For a long time, getting sub-national economic data for a large number of countries was impossible, but no longer. New data from the OECD show which cities have the most inventors in the world, measured by those who apply for patent protection in multiple countries (under the Patent Cooperation Treaty). Using data from 2005 to 2009, I analyzed these data for 1,847 metropolitan areas (or city-regions) in 48 countries to see what could be gleaned about global innovation, with the understanding that patent applications are a useful but imperfect proxy.
The most glaring finding is the sheer dominance of innovative activity by metropolitan areas. Ninety-three percent of the world’s patent applications are filed by inventors living in metropolitan areas with just 23 percent of the world’s population.

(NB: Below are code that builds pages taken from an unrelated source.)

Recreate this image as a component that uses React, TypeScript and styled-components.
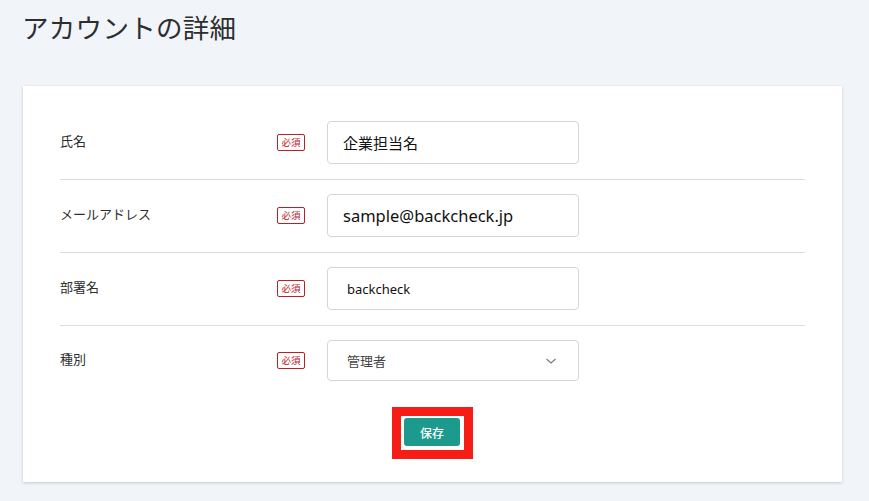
import React from "react";
import styled, { createGlobalStyle } from "styled-components";

const Global = createGlobalStyle`
  html, body { margin: 0; padding: 0; background: #f1f4f9; }
  body { font-family: "Noto Sans", "Noto Sans CJK JP", sans-serif; color: #333; }
`;

const Page = styled.div`
  padding: 11px 27px 19px 23px;
  min-height: 501px;
  box-sizing: border-box;
`;

const Title = styled.h1`
  margin: 0 0 44px -1px;
  font-family: "Noto Sans CJK JP", sans-serif;
  font-weight: 400;
  font-size: 26.5px;
  line-height: 31px;
  color: #2e2e2e;
  letter-spacing: 0.3px;
`;

const Card = styled.section`
  background: #fff;
  box-shadow: 0 1px 3px rgba(0, 0, 0, 0.18);
  padding: 21px 37px 23px 37px;
  display: flex;
  flex-direction: column;
`;

const Row = styled.div<{ $last?: boolean }>`
  display: flex;
  align-items: center;
  padding: 14px 0 ${(p) => (p.$last ? "14px" : "15px")};
  border-bottom: ${(p) => (p.$last ? "none" : "1px solid #dcdcdc")};
`;

const Label = styled.div`
  width: 217px;
  font-family: "Noto Sans CJK JP", sans-serif;
  font-size: 13px;
  line-height: 18px;
  padding-bottom: 4px;
  color: #2e2e2e;
`;

const Badge = styled.span`
  box-sizing: border-box;
  width: 28px;
  height: 17px;
  border: 1px solid #b8202a;
  border-radius: 2px;
  color: #b8202a;
  font-family: "Noto Sans CJK JP", sans-serif;
  font-size: 9.5px;
  line-height: 15px;
  text-align: center;
  margin-right: 22px;
  flex: none;
`;

const Field = styled.div<{ $size: number; $pad: number; $h: number; $color?: string }>`
  box-sizing: border-box;
  width: 252px;
  height: ${(p) => p.$h}px;
  border: 1px solid #d6d6d6;
  border-radius: 4px;
  padding: 0 ${(p) => p.$pad}px;
  display: flex;
  align-items: center;
  justify-content: space-between;
  font-family: "Noto Sans", "Noto Sans CJK JP", sans-serif;
  font-size: ${(p) => p.$size}px;
  color: ${(p) => p.$color || "#111"};
`;

const Chevron = styled.svg`
  width: 12px;
  height: 8px;
  margin-right: 2px;
`;

const Actions = styled.div`
  display: flex;
  justify-content: center;
  margin-top: 12px;
`;

const Highlight = styled.div`
  border: 9px solid #f51d16;
  background: #fff;
  padding: 2px 4px 4px 3px;
  display: flex;
`;

const SaveButton = styled.button`
  width: 56px;
  height: 28px;
  border: none;
  border-radius: 3px;
  background: #1b9a8d;
  color: #fff;
  font-family: "Noto Sans CJK JP", sans-serif;
  font-size: 12px;
  font-weight: 500;
  padding: 0;
  cursor: pointer;
`;

export default function App() {
  return (
    <>
      <Global />
      <Page>
        <Title>アカウントの詳細</Title>
        <Card>
          <Row>
            <Label>氏名</Label>
            <Badge>必須</Badge>
            <Field $size={15} $pad={15} $h={43}>企業担当名</Field>
          </Row>
          <Row>
            <Label>メールアドレス</Label>
            <Badge>必須</Badge>
            <Field $size={16.5} $pad={15} $h={43}>sample@backcheck.jp</Field>
          </Row>
          <Row>
            <Label>部署名</Label>
            <Badge>必須</Badge>
            <Field $size={13} $pad={19} $h={43}>backcheck</Field>
          </Row>
          <Row $last>
            <Label>種別</Label>
            <Badge>必須</Badge>
            <Field $size={13} $pad={19} $h={41} $color="#444">
              <span>管理者</span>
              <Chevron viewBox="0 0 12 8">
                <path d="M1.5 2 L6 6 L10.5 2" fill="none" stroke="#777" strokeWidth="1.1" />
              </Chevron>
            </Field>
          </Row>
          <Actions>
            <Highlight>
              <SaveButton>保存</SaveButton>
            </Highlight>
          </Actions>
        </Card>
      </Page>
    </>
  );
}
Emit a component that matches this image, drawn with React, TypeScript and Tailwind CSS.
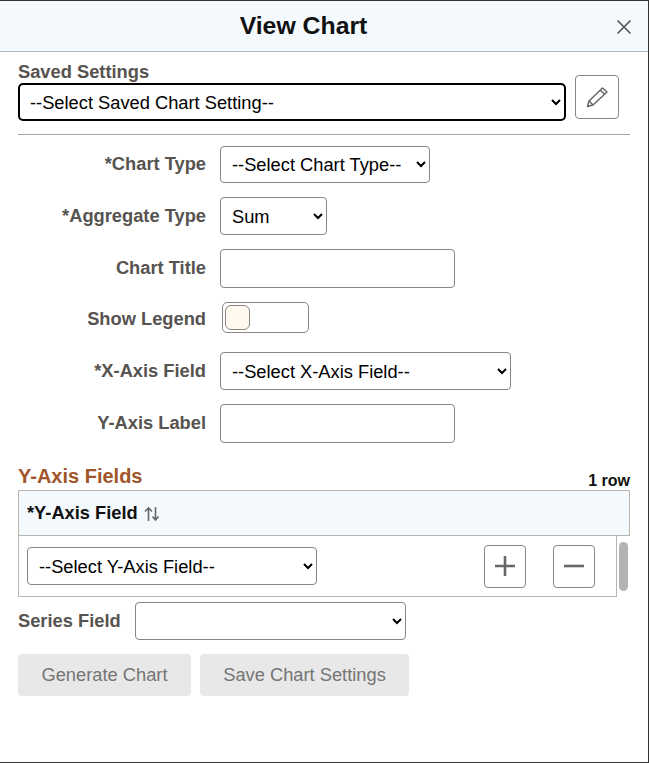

The most innovative metropolitan areas are impressive juggernauts of innovative activity. Ten metro areas account for just 2 percent of global population, but are home to the inventors of 24 percent of the world’s patent applications. They are, in order, Tokyo, San Jose, New York, Boston, Kanagawa (Japan), Shenzhen (China), Osaka, San Diego, Los Angeles, and Seoul. The five U.S. metro areas on that list spur 12 percent of patent applications, even though they represent just 1 percent of world population. All 10 innovation super-charged metro areas boast an average population size of 11 million, which allows their workers and researchers to become highly specialized in their jobs, a dynamic Adam Smith described in the “Wealth of Nations.”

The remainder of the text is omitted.